In this tutorial, we are going to discuss a very interesting topic i.e. Map Only job in Hadoop MapReduce. Initially, we will take a brief introduction of the Map and Reduce phase in Hadoop MapReduce, then after we will discuss what is Map only job in Hadoop MapReduce. Finally, we will also discuss the advantages and disadvantages of Hadoop Map Only job.
What is Hadoop Map Only Job in MapReduce?
Map-Only job in the Hadoop is the process in which the mapper does all tasks. No task is done by the reducer. Mapper’s output is the final output.
MapReduce is the data processing layer of Hadoop. It processes large structured and unstructured data stored in HDFS. MapReduce also handles a huge amount of data in parallel. It does this by splitting the job (submitted job) into a set of independent tasks (sub-job). In Hadoop, MapReduce works by dividing the processing into phases: Map and Reduce.
• Map: It is the first phase of processing, where we state all the complex logic code. It takes a set of data and changes it into another set of data. It splits each element into tuples (key-value pairs).
• Reduce: It is the second phase of processing. Here we state light-weight processing like aggregation/summation. It gets the output from the map as input. Then it joins those tuples based on the key.
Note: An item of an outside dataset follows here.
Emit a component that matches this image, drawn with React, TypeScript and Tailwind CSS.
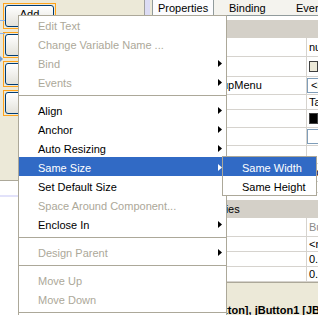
import React from "react"

type MenuEntry =
  | { kind: "item"; label: string; disabled?: boolean; sub?: boolean; active?: boolean }
  | { kind: "sep" }

const mainMenu: MenuEntry[] = [
  { kind: "item", label: "Edit Text", disabled: true },
  { kind: "item", label: "Change Variable Name ...", disabled: true },
  { kind: "item", label: "Bind", disabled: true, sub: true },
  { kind: "item", label: "Events", disabled: true, sub: true },
  { kind: "sep" },
  { kind: "item", label: "Align", sub: true },
  { kind: "item", label: "Anchor", sub: true },
  { kind: "item", label: "Auto Resizing", sub: true },
  { kind: "item", label: "Same Size", sub: true, active: true },
  { kind: "item", label: "Set Default Size" },
  { kind: "item", label: "Space Around Component...", disabled: true },
  { kind: "item", label: "Enclose In", sub: true },
  { kind: "sep" },
  { kind: "item", label: "Design Parent", disabled: true, sub: true },
  { kind: "sep" },
  { kind: "item", label: "Move Up", disabled: true },
  { kind: "item", label: "Move Down", disabled: true },
  { kind: "sep" },
]

const subMenu: MenuEntry[] = [
  { kind: "item", label: "Same Width", active: true },
  { kind: "item", label: "Same Height" },
]

const props = [
  { name: "action", value: "null", h: "h-[19px]" },
  { name: "background", swatch: "bg-[#ECE9D8]", h: "h-[20px]" },
  { name: "componentPopupMenu", combo: "<none>", h: "h-[18px]" },
  { name: "font", value: "Tahoma 11 Plain", h: "h-[15px]" },
  { name: "foreground", swatch: "bg-black", h: "h-[18px]" },
  { name: "icon", combo: "", h: "h-[18px]" },
  { name: "mnemonic", value: "", h: "h-[18px]" },
  { name: "text", value: "Add", h: "h-[18px]" },
  { name: "toolTipText", value: "", h: "h-[11px]" },
]

const otherProps = [
  { name: "UI", value: "ButtonUI", gray: true, h: "h-[19px]" },
  { name: "UIClassID", value: "<none>", h: "h-[15px]" },
  { name: "alignmentX", value: "0.5", h: "h-[15px]" },
  { name: "alignmentY", value: "0.5", h: "h-[15px]" },
]

function Arrow({ white }: { white?: boolean }) {
  return (
    <svg width="4" height="7" viewBox="0 0 4 7" className="mt-[1px] shrink-0">
      <polygon points="0,0 4,3.5 0,7" fill={white ? "#ffffff" : "#000000"} />
    </svg>
  )
}

function MenuList({ entries, first }: { entries: MenuEntry[]; first?: string }) {
  return (
    <div className="flex flex-col">
      {entries.map((e, i) =>
        e.kind === "sep" ? (
          <div key={i} className="h-[9px] flex flex-col justify-center">
            <div className="h-px bg-[#ACA899]" />
          </div>
        ) : (
          <div
            key={i}
            className={
              "flex items-center pl-[19px] pr-[4px] overflow-hidden " +
              (i === 0 && first ? first : "h-[19px] ") +
              (e.active ? " bg-[#316AC5] text-white" : e.disabled ? " text-[#ACA899]" : " text-black")
            }
          >
            <span className={"block h-[19px] leading-[16px] whitespace-nowrap " + (i === 0 && first ? "pt-[2px]" : "pt-[3px]")}>
              {e.label}
            </span>
            {e.sub && (
              <span className="ml-auto flex">
                <Arrow white={e.active} />
              </span>
            )}
          </div>
        )
      )}
    </div>
  )
}

function DesignButton({ label }: { label?: string }) {
  return (
    <div className="h-[26px] w-[53px] border border-[#FFA31A] p-px">
      <div className="h-full rounded-[3px] border border-[#003C74] bg-gradient-to-b from-white to-[#E3E2DA] flex items-start justify-center pt-[2px] leading-[13px]">
        {label}
      </div>
    </div>
  )
}

function Designer() {
  return (
    <div className="w-[150px] flex flex-col">
      <div className="h-[181px] bg-[#ECE9D8] border-b border-[#ACA899] flex">
        <div className="relative flex-1 flex flex-col gap-[3px] pt-[3px] pl-[3px]">
          <DesignButton label="Add" />
          <DesignButton />
          <DesignButton />
          <DesignButton />
          <div className="absolute left-0 top-[20px] h-px w-[5px] bg-[#8CB4E8]" />
          <div className="absolute left-0 top-[33px] h-px w-[5px] bg-[#8CB4E8]" />
          <div className="absolute left-0 top-[56px] h-0 w-0 border-y-[3px] border-l-[3px] border-y-transparent border-l-[#6A9AD8]" />
        </div>
        <div className="w-px bg-[#A0A0A0]" />
        <div className="w-[5px] bg-[#DCDCF4]" />
      </div>
      <div className="flex-1 bg-white pt-[14px]">
        <div className="h-[2px] bg-[#E2E2FA]" />
      </div>
    </div>
  )
}

function PropRow({ p }: { p: any }) {
  return (
    <div className={"flex border-b border-[#D6D3CE] " + p.h}>
      <div className="w-[157px] shrink-0 border-r border-[#D6D3CE] whitespace-nowrap overflow-hidden leading-[17px]">
        <span className="-ml-[2px]">{p.name}</span>
      </div>
      <div className="flex-1 overflow-hidden whitespace-nowrap pl-[2px] flex items-center">
        {p.swatch && <div className={"h-[11px] w-[12px] border border-[#404040] " + p.swatch} />}
        {p.combo !== undefined && (
          <div className="h-[15px] w-[14px] -ml-[2px] shrink-0 border border-[#7F9DB9] bg-white pl-[3px] leading-[13px]">{p.combo}</div>
        )}
        {p.value !== undefined && <span className={p.gray ? "text-[#8C8C8C]" : ""}>{p.value}</span>}
      </div>
    </div>
  )
}

function PropertyPanel() {
  return (
    <div className="flex-1 flex flex-col bg-white overflow-hidden">
      <div className="h-[15px] bg-[#ECE9D8] flex pl-[2px] whitespace-nowrap">
        <div className="w-[62px] shrink-0 bg-[#FCFCFE] border-x border-[#919B9C] pl-[5px] pt-px leading-[14px]">Properties</div>
        <div className="w-[78px] shrink-0 bg-[#F4F3EE] pl-[15px] pt-px leading-[14px]">Binding</div>
        <div className="flex-1 bg-[#F4F3EE] pl-[4px] pt-px leading-[14px]">Events</div>
      </div>
      <div className="h-px bg-[#919B9C]" />
      <div className="h-[4px]" />
      <div className="h-[18px] bg-[#D4D0C8] pl-[9px] leading-[18px]">Properties</div>
      {props.map((p) => (
        <PropRow key={p.name} p={p} />
      ))}
      <div className="h-[7px]" />
      <div className="h-[18px] bg-[#D4D0C8] pl-[9px] leading-[18px] whitespace-nowrap">Other Properties</div>
      {otherProps.map((p) => (
        <PropRow key={p.name} p={p} />
      ))}
      <div className="flex-1 bg-[#ECE9D8] border-t border-[#ACA899] flex flex-col justify-end">
        <div className="pl-[2px] font-bold whitespace-nowrap leading-[13px] h-[11px]">
          jButton2 [JButton], jButton1 [JButton]
        </div>
      </div>
    </div>
  )
}

export default function App() {
  return (
    <div className="relative w-[318px] h-[315px] overflow-hidden bg-white text-[11px] text-black font-['Liberation_Sans',Arial,sans-serif]">
      <div className="flex h-full">
        <Designer />
        <PropertyPanel />
      </div>
      <div className="absolute left-[18px] top-[15px] w-[209px] h-[320px] bg-white border border-[#ACA899]">
        <MenuList entries={mainMenu} first="h-[18px]" />
      </div>
      <div className="absolute left-[222px] top-[156px] w-[95px] bg-white border border-[#ACA899]">
        <MenuList entries={subMenu} />
      </div>
    </div>
  )
}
From this word-count example, we can say that there are two sets of parallel process, map and reduce. In the mapping process, the first input is divided to distribute the work among all the map nodes as shown above. Then the framework identifies each word and map to the number 1. Therefore, it creates pairs called tuples (key-value) pairs.
In the first mapper node, it transfers three words lion, tiger, and the river. Therefore, it produces 3 key-value pairs as the output of the node. Three different keys and values set to 1 and a similar process repeat for all nodes. Then it transfers these tuples to the reducer nodes. Partitioner carries out shuffling so that all tuples with the same key go to the same node.
In a reduce process what happens is an aggregation of values or rather an operation on values that share the same key.
Now, let us consider a scenario where we just required to operate. We don’t need aggregation, in such cases, we will prefer ‘Map-Only job’.
In Map-Only job, the map does all tasks with its InputSplit. Reducer does no job. Mapper’s output is the final output.
How to avoid Reduce Phase in MapReduce?
By setting job.setNumreduceTasks(0) in the configuration in a driver we can prevent the reduce phase. This will create many reducers as 0. Therefore the only mapper will be doing the complete task.
Advantages of Map only job in Hadoop MapReduce
In MapReduce job execution in between map and reduces phases there is key, sort, and shuffle phase. Shuffling –Sorting is accountable for sorting the keys in ascending order. Then grouping values based on the same keys. This phase is very costly. If the reduce phase is not needed, we should avoid it. Avoiding the reduce phase would eradicate the sorting and shuffle phase as well. Therefore, this will also save network congestion. The reason is that in shuffling, an output of the mapper moves to reduce. And when the data size is huge, large data needs to move to the reducer.
The output of the mapper is written to the local disk before sending it to reduce. But in map only job, this output is exactly written to HDFS. This further saves time as well as reduces costs.
Hence, we have seen that a Map-only job reduces network congestion by avoiding shuffle, sort, and reduce phases. The map alone takes care of overall processing and produce the output. By using a job.setNumreduceTasks(0) this is achieved. I hope you have understood the Hadoop map only job and its significance because we have covered everything about Map Only job in Hadoop.